→ **WHAT YOU ARE ASKED TO DO**
Say how many lines contain "React"; the answer is the number alone.

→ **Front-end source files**

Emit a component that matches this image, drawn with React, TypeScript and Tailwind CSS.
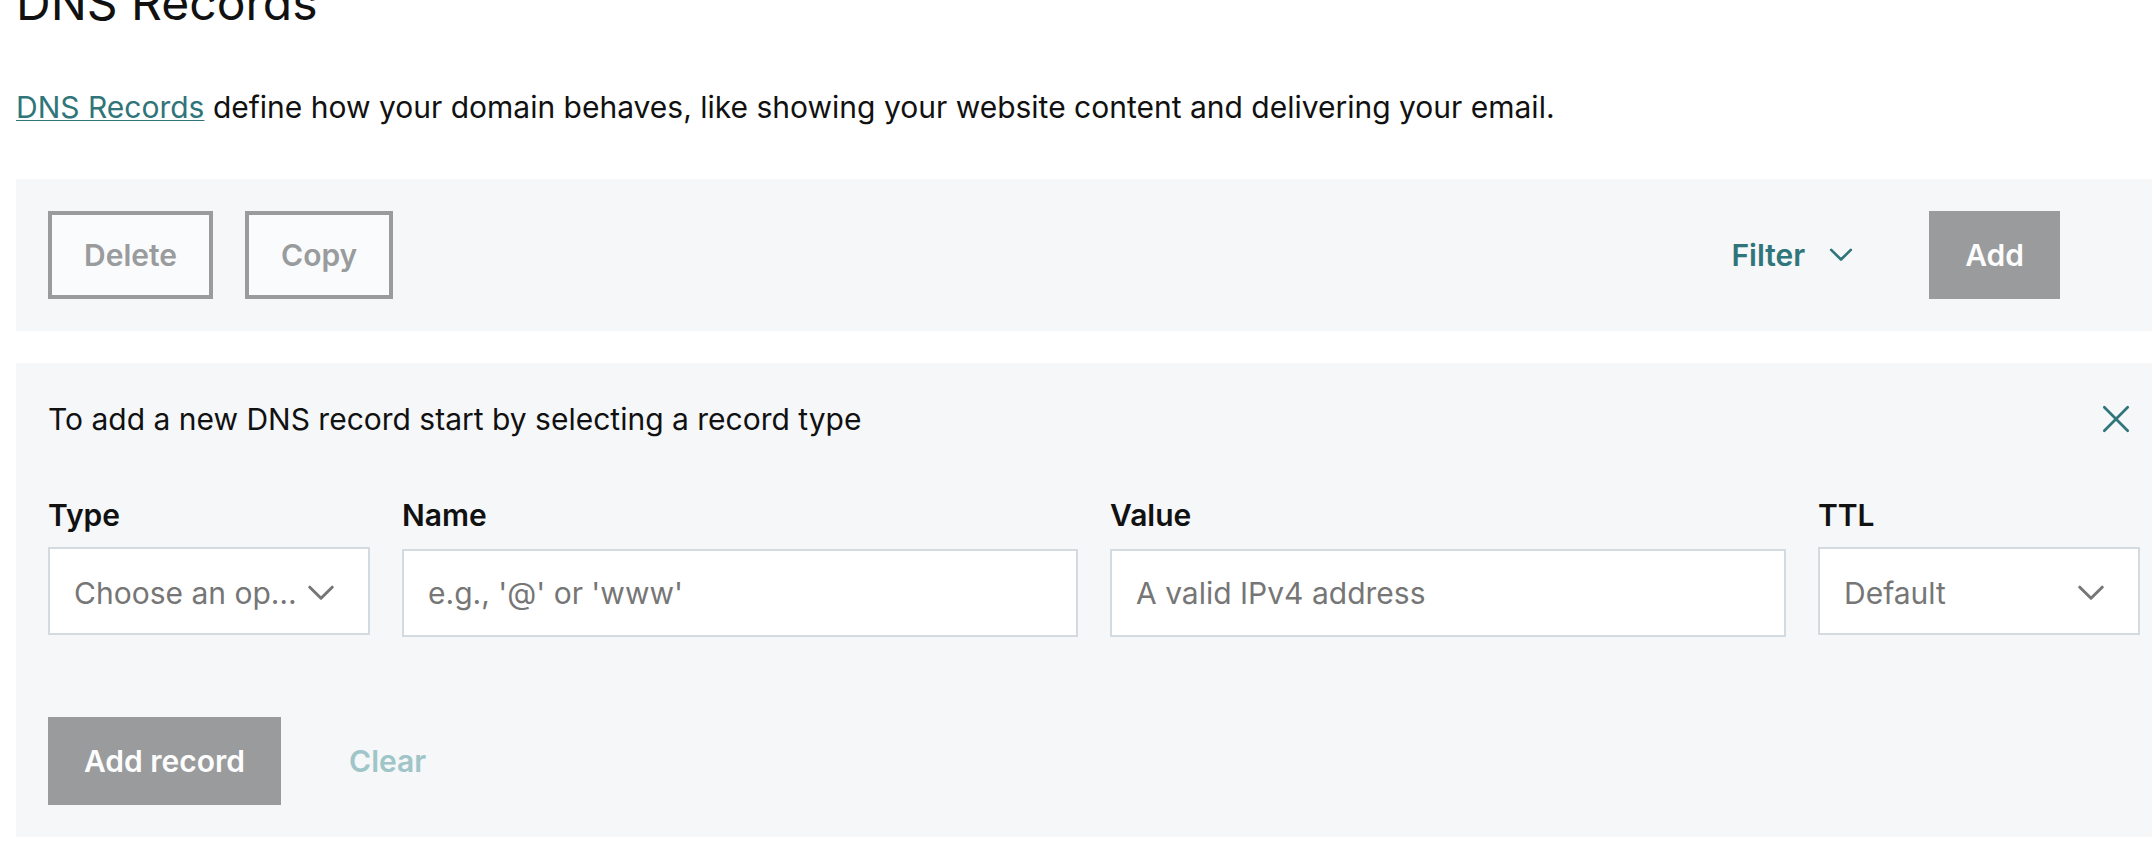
import React from "react";

function Chevron({ className }: { className: string }) {
  return (
    <svg viewBox="0 0 26 16" fill="none" stroke="currentColor" strokeWidth="3" strokeLinecap="round" strokeLinejoin="round" aria-hidden="true" className={className}>
      <path d="M1.8 2.2 13 13.2 24.2 2.2" />
    </svg>
  );
}

function SelectField({ id, label, placeholder, options }: { id: string; label: string; placeholder: string; options: string[] }) {
  return (
    <div className="flex w-[322px] shrink-0 flex-col gap-2">
      <label htmlFor={id} className="font-semibold">{label}</label>
      <div className="grid items-center">
        <select
          id={id}
          defaultValue=""
          className="col-start-1 row-start-1 h-[88px] w-full appearance-none overflow-hidden text-ellipsis whitespace-nowrap border-2 border-[#d4dbe0] bg-white pt-1 pr-[68px] pl-6 text-[#767676]"
        >
          <option value="">{placeholder}</option>
          {options.map((o) => (
            <option key={o}>{o}</option>
          ))}
        </select>
        <Chevron className="pointer-events-none col-start-1 row-start-1 mt-1 mr-9 h-4 w-[26px] justify-self-end text-[#767676]" />
      </div>
    </div>
  );
}

function TextField({ id, label, placeholder }: { id: string; label: string; placeholder: string }) {
  return (
    <div className="flex min-w-0 flex-1 flex-col gap-[10px]">
      <label htmlFor={id} className="font-semibold">{label}</label>
      <input
        id={id}
        type="text"
        placeholder={placeholder}
        className="h-[88px] w-full border-2 border-[#d4dbe0] bg-white px-6 text-[#111] placeholder:text-[#767676]"
      />
    </div>
  );
}

export default function App() {
  return (
    <main className="overflow-hidden bg-white pb-7 pl-4 font-['Inter','Noto_Sans',sans-serif] text-[30px] leading-[48px] text-[#111]">
      <h1 className="-mt-[27px] mb-[50px] text-[48px] leading-[60px]">DNS Records</h1>
      <p className="mb-12">
        <a href="#dns-records" className="text-[#2f7579] underline decoration-1 underline-offset-2">DNS Records</a>{" "}
        define how your domain behaves, like showing your website content and delivering your email.
      </p>

      <section aria-label="Record actions" className="mb-8 flex items-center bg-[#f5f7f9] py-8 pr-[92px] pl-8 font-semibold">
        <div className="flex flex-1 gap-8">
          <button type="button" disabled className="h-[88px] border-4 border-[#999b9c] bg-[#fafbfc] px-8 text-[#999b9c]">Delete</button>
          <button type="button" disabled className="h-[88px] border-4 border-[#999b9c] bg-[#fafbfc] px-8 text-[#999b9c]">Copy</button>
        </div>
        <button type="button" className="mr-[76px] flex items-center gap-6 text-[#2f7579]">
          Filter
          <Chevron className="h-[14px] w-6" />
        </button>
        <button type="button" disabled className="h-[88px] bg-[#999b9c] px-9 text-[#fdfdfd]">Add</button>
      </section>

      <form aria-label="New DNS record" className="bg-[#f5f7f9] py-8 pr-3 pl-8" onSubmit={(e) => e.preventDefault()}>
        <div className="mb-12 flex items-center justify-between">
          <p>To add a new DNS record start by selecting a record type</p>
          <button type="button" aria-label="Close" className="mr-[10px] text-[#2f7579]">
            <svg viewBox="0 0 28 28" fill="none" stroke="currentColor" strokeWidth="2.7" strokeLinecap="round" aria-hidden="true" className="size-7">
              <path d="M2.3 2.3 25.7 25.7M25.7 2.3 2.3 25.7" />
            </svg>
          </button>
        </div>
        <div className="mb-20 flex items-start gap-8">
          <SelectField id="type" label="Type" placeholder="Choose an option" options={["A", "AAAA", "CNAME", "MX", "TXT"]} />
          <TextField id="name" label="Name" placeholder="e.g., '@' or 'www'" />
          <TextField id="value" label="Value" placeholder="A valid IPv4 address" />
          <SelectField id="ttl" label="TTL" placeholder="Default" options={["1/2 Hour", "1 Hour", "Custom"]} />
        </div>
        <div className="flex items-center gap-[68px] font-semibold">
          <button type="submit" disabled className="h-[88px] bg-[#999b9c] px-9 text-[#fdfdfd]">Add record</button>
          <button type="button" disabled className="text-[#a0c5c8]">Clear</button>
        </div>
      </form>
    </main>
  );
}
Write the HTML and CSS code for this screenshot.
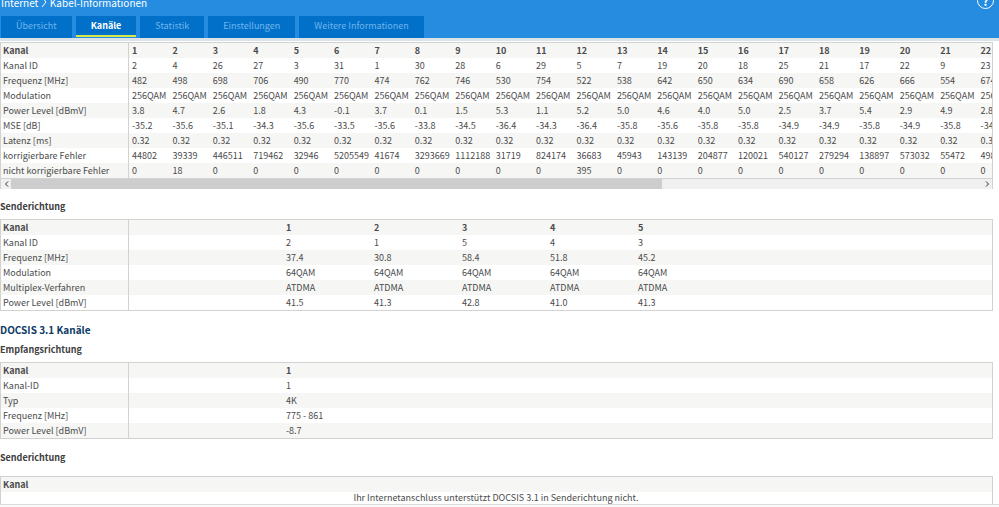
FILE: index.html
```html
<!DOCTYPE html>
<html lang="de">
<head>
    <meta charset="UTF-8">
    <meta name="viewport" content="width=device-width, initial-scale=1">
    <title>Kabel-Informationen</title>
    <link rel="stylesheet" href="styles.css">
</head>
<body>

<header>
    <div class="title-bar">
        <h1>Internet <svg class="chevron" viewBox="0 0 6 12"><path d="M1 1 L5 6 L1 11"/></svg> Kabel-Informationen</h1>
        <button type="button" class="help" aria-label="Hilfe">?</button>
    </div>
    <nav>
        <a href="#overview">Übersicht</a>
        <a href="#channels" class="active">Kanäle</a>
        <a href="#statistics">Statistik</a>
        <a href="#settings">Einstellungen</a>
        <a href="#more">Weitere Informationen</a>
    </nav>
</header>

<main>
    <!-- DOCSIS 3.0 downstream -->
    <div class="scroll-box">
        <div class="scroll-view">
            <table class="channels downstream" id="downstream">
                <colgroup><col class="label"></colgroup>
            </table>
        </div>
        <div class="scrollbar">
            <button type="button" aria-label="Nach links"><svg viewBox="0 0 5 6"><path d="M4 0.5 L1.5 3 L4 5.5"/></svg></button>
            <div class="track"><div class="thumb"></div></div>
            <button type="button" aria-label="Nach rechts"><svg viewBox="0 0 5 6"><path d="M1 0.5 L3.5 3 L1 5.5"/></svg></button>
        </div>
    </div>

    <!-- DOCSIS 3.0 upstream -->
    <h3>Senderichtung</h3>
    <table class="channels bordered">
        <colgroup><col class="label"><col class="spacer"><col class="value" span="5"><col></colgroup>
        <tr><th>Kanal</th><td></td><th>1</th><th>2</th><th>3</th><th>4</th><th>5</th><td></td></tr>
        <tr><td>Kanal ID</td><td></td><td>2</td><td>1</td><td>5</td><td>4</td><td>3</td><td></td></tr>
        <tr><td>Frequenz [MHz]</td><td></td><td>37.4</td><td>30.8</td><td>58.4</td><td>51.8</td><td>45.2</td><td></td></tr>
        <tr><td>Modulation</td><td></td><td>64QAM</td><td>64QAM</td><td>64QAM</td><td>64QAM</td><td>64QAM</td><td></td></tr>
        <tr><td>Multiplex-Verfahren</td><td></td><td>ATDMA</td><td>ATDMA</td><td>ATDMA</td><td>ATDMA</td><td>ATDMA</td><td></td></tr>
        <tr><td>Power Level [dBmV]</td><td></td><td>41.5</td><td>41.3</td><td>42.8</td><td>41.0</td><td>41.3</td><td></td></tr>
    </table>

    <h2>DOCSIS 3.1 Kanäle</h2>
    <h3 class="first">Empfangsrichtung</h3>
    <table class="channels bordered">
        <colgroup><col class="label"><col class="spacer"><col></colgroup>
        <tr><th>Kanal</th><td></td><th>1</th></tr>
        <tr><td>Kanal-ID</td><td></td><td>1</td></tr>
        <tr><td>Typ</td><td></td><td>4K</td></tr>
        <tr><td>Frequenz [MHz]</td><td></td><td>775 - 861</td></tr>
        <tr><td>Power Level [dBmV]</td><td></td><td>-8.7</td></tr>
    </table>

    <h3 class="last">Senderichtung</h3>
    <table class="channels bordered empty">
        <tr><th>Kanal</th></tr>
        <tr><td>Ihr Internetanschluss unterstützt DOCSIS 3.1 in Senderichtung nicht.</td></tr>
    </table>
</main>
<footer></footer>

<script src="channels.js"></script>
</body>
</html>
```
FILE: styles.css
```css
* {
    box-sizing: border-box;
}

body {
    margin: 0;
    background: #fff;
    color: #4b4b4b;
    font-family: "Noto Sans CJK SC", "Open Sans", sans-serif;
    font-size: 9px;
    line-height: 15px;
}

/* Header */
header {
    background: #258ce0;
    border-bottom: 3px solid #dbe3e8;
}

.title-bar {
    display: flex;
    justify-content: space-between;
    height: 16px;
    padding: 0 5px 0 1px;
}

h1 {
    margin: 0;
    font-size: 10px;
    font-weight: 400;
    line-height: 5px;
    color: #fff;
}

.chevron {
    width: 6px;
    height: 12px;
    margin: -5px 1px 0 0;
    vertical-align: middle;
    fill: none;
    stroke: #fff;
}

.help {
    width: 17px;
    height: 17px;
    margin-top: -8px;
    padding: 0;
    border: 1px solid #fff;
    border-radius: 50%;
    background: none;
    color: #fff;
    font-family: inherit;
    font-size: 12px;
    font-weight: 700;
    line-height: 15px;
}

nav {
    display: flex;
    gap: 4px;
    padding-left: 1px;
}

nav a {
    height: 22px;
    padding: 0 15px;
    background: #0070c8;
    color: #72b6ee;
    line-height: 20px;
    text-decoration: none;
}

nav a.active {
    height: 21px;
    border-bottom: 2px solid #d5e84a;
    color: #fff;
    font-weight: 700;
}

/* Content */
main {
    padding: 1px 6px 0 0;
}

h2 {
    margin: 11px 0 0;
    font-size: 10px;
    line-height: 16px;
    color: #0d3b66;
}

h3 {
    margin: 10px 0 5px;
    font-size: 9px;
    line-height: 15px;
    color: #404040;
}

h3.first {
    margin-top: 4px;
}

h3.last {
    margin: 11px 0;
}

/* Channel tables */
.channels {
    width: 100%;
    table-layout: fixed;
    border-collapse: separate;
    border-spacing: 0;
}

.channels th,
.channels td {
    height: 15px;
    padding: 0 3px;
    font-weight: 400;
    line-height: 15px;
    text-align: left;
    white-space: nowrap;
}

.channels th {
    font-weight: 700;
}

.channels tr:nth-child(odd) {
    background: #f6f6f4;
}

.channels tr > :first-child {
    border-right: 1px solid #d2d2d2;
    padding-left: 2px;
}

.channels .label {
    width: 128px;
}

.channels .spacer {
    width: 154px;
}

.channels .value {
    width: 88px;
}

.bordered {
    border: 1px solid #d2d2d2;
}

.empty {
    border-bottom: 0;
}

.empty tr > :first-child {
    border-right: 0;
}

.channels.empty td {
    height: 12px;
    line-height: 12px;
    text-align: center;
}

footer {
    height: 3px;
    border-top: 1px solid #dcdcdc;
    background: #fafafa;
}

/* Scrolling table */
.scroll-box {
    border: 1px solid #d2d2d2;
    border-bottom: 0;
}

.scroll-view {
    overflow: hidden;
}

.downstream {
    width: 1017px;
}

.scrollbar {
    display: flex;
    height: 11px;
    border-top: 1px solid #d2d2d2;
    background: #f0f0f0;
}

.scrollbar button {
    display: flex;
    align-items: center;
    justify-content: center;
    width: 10px;
    padding: 0;
    border: 0;
    background: none;
}

.scrollbar svg {
    width: 5px;
    height: 6px;
    fill: none;
    stroke: #333;
}

.track {
    flex: 1;
}

.thumb {
    width: 67%;
    height: 10px;
    background: #cdcdcd;
}
```
FILE: channels.js
```js
const rows = [
    ['Kanal', 1, 2, 3, 4, 5, 6, 7, 8, 9, 10, 11, 12, 13, 14, 15, 16, 17, 18, 19, 20, 21, 22],
    ['Kanal ID', 2, 4, 26, 27, 3, 31, 1, 30, 28, 6, 29, 5, 7, 19, 20, 18, 25, 21, 17, 22, 9, 23],
    ['Frequenz [MHz]', 482, 498, 698, 706, 490, 770, 474, 762, 746, 530, 754, 522, 538, 642, 650, 634, 690, 658, 626, 666, 554, 674],
    ['Modulation', ...Array(22).fill('256QAM')],
    ['Power Level [dBmV]', '3.8', '4.7', '2.6', '1.8', '4.3', '-0.1', '3.7', '0.1', '1.5', '5.3', '1.1', '5.2', '5.0', '4.6', '4.0', '5.0', '2.5', '3.7', '5.4', '2.9', '4.9', '2.8'],
    ['MSE [dB]', '-35.2', '-35.6', '-35.1', '-34.3', '-35.6', '-33.5', '-35.6', '-33.8', '-34.5', '-36.4', '-34.3', '-36.4', '-35.8', '-35.6', '-35.8', '-35.8', '-34.9', '-34.9', '-35.8', '-34.9', '-35.8', '-34.9'],
    ['Latenz [ms]', ...Array(22).fill('0.32')],
    ['korrigierbare Fehler', 44802, 39339, 446511, 719462, 32946, 5205549, 41674, 3293669, 1112188, 31719, 824174, 36683, 45943, 143139, 204877, 120021, 540127, 279294, 138897, 573032, 55472, 49800],
    ['nicht korrigierbare Fehler', 0, 18, 0, 0, 0, 0, 0, 0, 0, 0, 0, 395, 0, 0, 0, 0, 0, 0, 0, 0, 0, 0]
];

const table = document.getElementById('downstream');
const body = table.createTBody();

rows.forEach((row, index) => {
    const tr = body.insertRow();
    row.forEach(value => {
        const cell = document.createElement(index === 0 ? 'th' : 'td');
        cell.textContent = value;
        tr.appendChild(cell);
    });
});
```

→ **WRITTEN SOLUTION**
2